Can We Reverse This Autism Pandemic? Leading Scientists Say Yes.

Autism currently affects about 1,500,000 people in the U.S., and the numbers are increasing, according to the Autism Society of America.
Some people are calling the autism pandemic “a national emergency,” as autism rates skyrocket worldwide.
Are we all just going to sit and watch the autism pandemic get worse day by day?
The truth is many leading scientists agree much more can be done to help people with autism. Just blindly accepting autism as fate doesn’t help anyone.
If you have a loved one with Autism and you want to give them the best quality of life possible, as soon as possible, then this may be the most important autism report you’ll ever read.
The signs of autism usually appear within the first three years of life. Currently, estimates claim the annual cost of caring for autistic people in the U.S. is about $13 billion per year and the lifetime care of an individual autistic person averages $2 million.
So, if we’re spending all this money on autism, then where is the cure?
Spending billions of dollars “treating symptoms” changes nothing. The only way to make a lasting difference is to eliminate the underlying cause of autism.
“Autism is one of the most complex challenges before us today.”
Before real cutting-edge advancements can become mainstream, the prejudices and blocks to proper care need to be eliminated.
To move toward a real solution, we must first we need to accept the reality that Western medicine has blatantly failed to help the autistic. It only adds insult to injury when doctors refuse to accept the reality of their inability to help anyone with drugs and surgery.
The real challenge is really about learning to listen better to what people with autism can teach us about the best ways to help them with healing alternatives. Until we agree on the cure, it benefits no one to condemn an autistic person to ignorance, social prejudice and stereotypes.
After decades of trial and error, new ways of helping autistic people are redefining what it means to be autistic as well as non-autistic. Today, we’re taking giant steps toward agreeing that autism is both preventable and curable . . . perhaps in the final lesson we will also discover what it means to be more human.
Autism In Perspective
Autism used to be quite rare, occurring in just 1 child out of 2000.

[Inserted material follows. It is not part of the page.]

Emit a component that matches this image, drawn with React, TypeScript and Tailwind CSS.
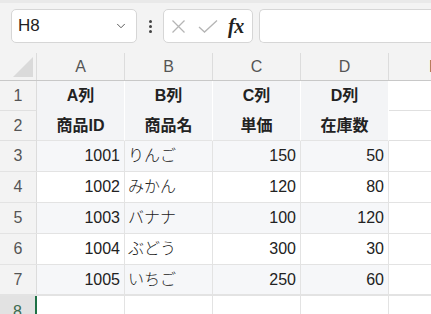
import { ChevronDown } from 'lucide-react';

const FONT = "font-['Liberation_Sans','Noto_Sans_CJK_JP',sans-serif]";

type Row = { n: number; h: string; cells: [string, string, string, string]; bg: string };

const rows: Row[] = [
  { n: 3, h: 'h-[31px]', cells: ['1001', 'りんご', '150', '50'], bg: 'bg-[#f6f7f9]' },
  { n: 4, h: 'h-[31px]', cells: ['1002', 'みかん', '120', '80'], bg: 'bg-white' },
  { n: 5, h: 'h-[31px]', cells: ['1003', 'バナナ', '100', '120'], bg: 'bg-[#f6f7f9]' },
  { n: 6, h: 'h-[31px]', cells: ['1004', 'ぶどう', '300', '30'], bg: 'bg-white' },
  { n: 7, h: 'h-[31px]', cells: ['1005', 'いちご', '250', '60'], bg: 'bg-[#f6f7f9]' },
];

function RowHead({ n, className = '' }: { n: number; className?: string }) {
  return (
    <div
      className={`w-[37px] shrink-0 flex items-center justify-center bg-[#f3f3f3] border-r border-[#dcdcdc] text-[16px] text-[#555] ${className}`}
    >
      {n}
    </div>
  );
}

export default function App() {
  return (
    <div className={`w-[431px] h-[314px] overflow-hidden bg-white ${FONT}`}>
      {/* ── Formula bar ─────────────────────────────── */}
      <div className="h-[53px] bg-[#f3f3f3] border-t-[3px] border-[#e9e9e9] flex items-start pt-[6px]">
        <div className="ml-[11px] w-[126px] h-[34px] bg-white border border-[#d6d6d6] rounded-[5px] flex items-center pl-[6px] pr-[8px]">
          <span className="text-[17px] text-[#222] flex-1">H8</span>
          <ChevronDown size={14} strokeWidth={1.5} className="text-[#444]" />
        </div>
        <div className="w-[26px] h-[34px] flex flex-col items-center justify-center gap-[2px]">
          <span className="w-[3px] h-[3px] bg-[#444] rounded-full" />
          <span className="w-[3px] h-[3px] bg-[#444] rounded-full" />
          <span className="w-[3px] h-[3px] bg-[#444] rounded-full" />
        </div>
        <div className="w-[90px] h-[34px] bg-white border border-[#d6d6d6] rounded-[5px] flex items-center pl-[6px]">
          <svg width="15" height="15" viewBox="0 0 15 15" className="ml-[1px]">
            <path d="M1.5 1.5 L13.5 13.5 M13.5 1.5 L1.5 13.5" stroke="#b5b5b5" strokeWidth="1.3" fill="none" />
          </svg>
          <svg width="20" height="15" viewBox="0 0 20 15" className="ml-[12px]">
            <path d="M1 8 L6.5 13 L19 1.5" stroke="#b5b5b5" strokeWidth="1.3" fill="none" />
          </svg>
          <span className="ml-[10px] text-[20px] leading-none italic font-bold font-['Liberation_Serif',serif] text-[#222] tracking-[-0.5px]">
            fx
          </span>
        </div>
        <div className="ml-[6px] flex-1 h-[34px] bg-white border border-[#d6d6d6] border-r-0 rounded-l-[5px]" />
      </div>

      {/* ── Column headers ──────────────────────────── */}
      <div className="h-[28px] flex bg-[#f3f3f3] border-b border-[#c8c8c8]">
        <div className="w-[37px] shrink-0 border-r border-[#dcdcdc] relative">
          <div className="absolute right-[3px] bottom-[3px] w-0 h-0 border-l-[20px] border-l-transparent border-b-[20px] border-b-[#dadada]" />
        </div>
        {['A', 'B', 'C', 'D'].map((c) => (
          <div
            key={c}
            className="w-[88px] shrink-0 border-r border-[#dcdcdc] flex items-center justify-center text-[16px] text-[#555]"
          >
            {c}
          </div>
        ))}
        <div className="flex-1 pl-[40px] flex items-center text-[16px] text-[#555]">E</div>
      </div>

      {/* ── Header rows 1-2 ─────────────────────────── */}
      <div className="flex h-[60px]">
        <div className="flex flex-col">
          <RowHead n={1} className="h-[30px] border-b border-b-[#e0e0e0]" />
          <RowHead n={2} className="h-[30px] border-b border-b-[#e0e0e0]" />
        </div>
        {[
          ['A列', '商品ID'],
          ['B列', '商品名'],
          ['C列', '単価'],
          ['D列', '在庫数'],
        ].map(([a, b]) => (
          <div
            key={a}
            className="w-[88px] shrink-0 bg-[#f3f4f6] border-r border-white border-b border-b-[#e4e4e4] flex flex-col text-[16px] text-[#222] font-bold"
          >
            <div className="h-[30px] flex items-center justify-center">{a}</div>
            <div className="h-[29px] flex items-center justify-center">{b}</div>
          </div>
        ))}
        <div className="flex-1 flex flex-col">
          <div className="h-[30px] border-b border-[#e0e0e0]" />
          <div className="h-[30px] border-b border-[#e0e0e0]" />
        </div>
      </div>

      {/* ── Data rows ───────────────────────────────── */}
      {rows.map((r) => (
        <div
          key={r.n}
          className={`flex ${r.h} ${r.n === 7 ? 'border-b-2' : 'border-b'} border-[#e3e3e3]`}
        >
          <RowHead n={r.n} />
          <div className={`w-[88px] shrink-0 ${r.bg} border-r border-[#e3e3e3] flex items-center justify-end pr-[4px] text-[16px] text-[#222]`}>
            {r.cells[0]}
          </div>
          <div className={`w-[88px] shrink-0 ${r.bg} border-r border-[#e3e3e3] flex items-center pl-[3px] text-[16px] text-[#222] font-light`}>
            {r.cells[1]}
          </div>
          <div className={`w-[88px] shrink-0 ${r.bg} border-r border-[#e3e3e3] flex items-center justify-end pr-[4px] text-[16px] text-[#222]`}>
            {r.cells[2]}
          </div>
          <div className={`w-[88px] shrink-0 ${r.bg} border-r border-[#e3e3e3] flex items-center justify-end pr-[4px] text-[16px] text-[#222]`}>
            {r.cells[3]}
          </div>
          <div className="flex-1" />
        </div>
      ))}

      {/* ── Row 8 (selected row) ────────────────────── */}
      <div className="flex h-[31px]">
        <div className="w-[37px] shrink-0 flex items-center justify-center bg-[#e2e2e2] border-r-2 border-[#1e7145] text-[16px] text-[#3c6b4f]">
          8
        </div>
        {[0, 1, 2, 3].map((i) => (
          <div key={i} className="w-[88px] shrink-0 border-r border-[#e3e3e3]" />
        ))}
      </div>
    </div>
  );
}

However, since the early 1990’s, the rate of autism has spread exponentially around the world with statistics as high as 1 out of 110, with boys being diagnosed 400% more than girls.
The Centers for Disease Control defines 5 main types of Autistic Spectrum Disorder (ASD).The five types of ASD are:
- Classical autism
- Asperger’s syndrome
- Pervasive Developmental Disorder –not Otherwise specified (PDD-NOS)
- Rett syndrome
- Childhood Disintegrative Disorder
Let’s look at the history of this relatively young condition.

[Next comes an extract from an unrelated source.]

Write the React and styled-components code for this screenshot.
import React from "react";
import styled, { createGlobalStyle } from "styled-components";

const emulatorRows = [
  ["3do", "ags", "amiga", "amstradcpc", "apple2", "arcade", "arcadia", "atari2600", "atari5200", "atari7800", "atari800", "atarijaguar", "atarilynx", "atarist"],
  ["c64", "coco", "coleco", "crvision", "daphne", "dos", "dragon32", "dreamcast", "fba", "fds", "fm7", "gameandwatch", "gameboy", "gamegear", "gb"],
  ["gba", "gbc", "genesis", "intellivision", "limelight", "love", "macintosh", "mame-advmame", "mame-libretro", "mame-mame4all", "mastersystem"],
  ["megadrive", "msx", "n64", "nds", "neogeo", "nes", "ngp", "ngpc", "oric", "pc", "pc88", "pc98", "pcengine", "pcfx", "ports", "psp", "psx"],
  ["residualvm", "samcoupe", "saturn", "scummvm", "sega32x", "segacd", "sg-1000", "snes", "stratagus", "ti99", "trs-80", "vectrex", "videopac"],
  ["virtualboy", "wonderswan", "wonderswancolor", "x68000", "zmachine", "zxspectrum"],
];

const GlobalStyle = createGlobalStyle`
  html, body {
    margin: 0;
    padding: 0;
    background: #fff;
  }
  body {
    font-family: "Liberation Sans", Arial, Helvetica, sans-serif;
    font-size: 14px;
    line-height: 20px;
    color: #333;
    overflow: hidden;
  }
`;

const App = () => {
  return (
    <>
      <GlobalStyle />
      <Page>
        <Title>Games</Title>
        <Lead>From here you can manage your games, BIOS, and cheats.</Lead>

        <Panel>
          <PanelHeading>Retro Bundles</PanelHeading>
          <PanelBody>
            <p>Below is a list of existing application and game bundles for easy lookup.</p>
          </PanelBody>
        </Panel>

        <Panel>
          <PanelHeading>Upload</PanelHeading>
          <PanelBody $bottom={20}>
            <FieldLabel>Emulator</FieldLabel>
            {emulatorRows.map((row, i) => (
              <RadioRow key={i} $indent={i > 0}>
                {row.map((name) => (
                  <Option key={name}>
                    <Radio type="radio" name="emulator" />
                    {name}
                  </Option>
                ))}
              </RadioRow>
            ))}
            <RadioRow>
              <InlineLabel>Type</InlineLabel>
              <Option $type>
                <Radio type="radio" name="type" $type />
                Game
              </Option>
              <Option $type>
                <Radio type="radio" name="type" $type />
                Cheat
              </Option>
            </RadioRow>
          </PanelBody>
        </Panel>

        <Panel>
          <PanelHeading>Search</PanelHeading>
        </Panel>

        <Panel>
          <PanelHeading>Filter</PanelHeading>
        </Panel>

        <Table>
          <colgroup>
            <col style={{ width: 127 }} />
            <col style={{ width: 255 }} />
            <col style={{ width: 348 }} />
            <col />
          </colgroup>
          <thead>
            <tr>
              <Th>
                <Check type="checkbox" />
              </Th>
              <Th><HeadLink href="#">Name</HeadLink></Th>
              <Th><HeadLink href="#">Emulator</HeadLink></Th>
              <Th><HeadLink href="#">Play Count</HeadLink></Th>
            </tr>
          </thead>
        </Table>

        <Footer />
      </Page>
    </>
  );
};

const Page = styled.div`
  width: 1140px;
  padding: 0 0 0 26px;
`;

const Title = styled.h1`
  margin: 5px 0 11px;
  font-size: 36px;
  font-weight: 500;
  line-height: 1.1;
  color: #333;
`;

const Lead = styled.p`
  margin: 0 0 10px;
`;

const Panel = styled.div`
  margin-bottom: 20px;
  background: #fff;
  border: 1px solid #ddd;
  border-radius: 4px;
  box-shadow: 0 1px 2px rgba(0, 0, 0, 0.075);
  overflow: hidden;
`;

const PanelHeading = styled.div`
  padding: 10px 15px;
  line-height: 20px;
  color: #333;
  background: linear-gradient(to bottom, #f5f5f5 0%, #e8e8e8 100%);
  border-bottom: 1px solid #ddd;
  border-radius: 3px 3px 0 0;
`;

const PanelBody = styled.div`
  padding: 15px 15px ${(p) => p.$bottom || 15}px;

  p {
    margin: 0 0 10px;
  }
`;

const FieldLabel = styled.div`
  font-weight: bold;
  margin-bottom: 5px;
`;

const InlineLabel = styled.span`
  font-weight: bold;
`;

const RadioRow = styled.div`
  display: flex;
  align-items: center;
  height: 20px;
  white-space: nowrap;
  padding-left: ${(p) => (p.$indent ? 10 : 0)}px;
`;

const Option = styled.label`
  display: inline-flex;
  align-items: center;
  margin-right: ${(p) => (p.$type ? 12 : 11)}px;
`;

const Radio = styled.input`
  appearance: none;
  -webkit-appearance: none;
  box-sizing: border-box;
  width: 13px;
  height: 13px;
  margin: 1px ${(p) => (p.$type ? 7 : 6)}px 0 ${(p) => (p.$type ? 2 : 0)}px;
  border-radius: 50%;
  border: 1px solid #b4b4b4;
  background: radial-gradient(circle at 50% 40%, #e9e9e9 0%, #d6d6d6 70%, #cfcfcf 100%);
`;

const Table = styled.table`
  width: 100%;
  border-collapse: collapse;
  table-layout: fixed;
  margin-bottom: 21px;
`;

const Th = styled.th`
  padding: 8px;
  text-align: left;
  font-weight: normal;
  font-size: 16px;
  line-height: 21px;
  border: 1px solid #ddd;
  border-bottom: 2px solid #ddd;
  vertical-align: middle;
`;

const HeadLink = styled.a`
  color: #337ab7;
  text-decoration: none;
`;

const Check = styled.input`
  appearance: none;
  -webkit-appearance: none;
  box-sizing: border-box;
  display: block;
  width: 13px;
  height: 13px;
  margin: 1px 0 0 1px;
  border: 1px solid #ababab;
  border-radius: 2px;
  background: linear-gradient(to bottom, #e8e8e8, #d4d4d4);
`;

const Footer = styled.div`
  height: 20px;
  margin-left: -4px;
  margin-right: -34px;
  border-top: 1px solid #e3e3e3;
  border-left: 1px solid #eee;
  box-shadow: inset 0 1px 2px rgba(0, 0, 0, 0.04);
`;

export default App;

- 1911: Eugen Bleuler, a Swiss psychiatrist, used the term autistic to describe a group of symptoms related to schizophrenia.
- 1940’s: Dr. Leo Kanner from Johns Hopkins University, first coined autism as “Kanner’s syndrome,” and referred to it as an infantile psychosis.
- Meanwhile Hans Asperger, a scientist in Germany, identified a similar condition that’s now called Asperger’s syndrome.
- 1960’s: Bernard Rimland, a psychologist who was the father of an autistic child, redefined autism as a “brain disorder.”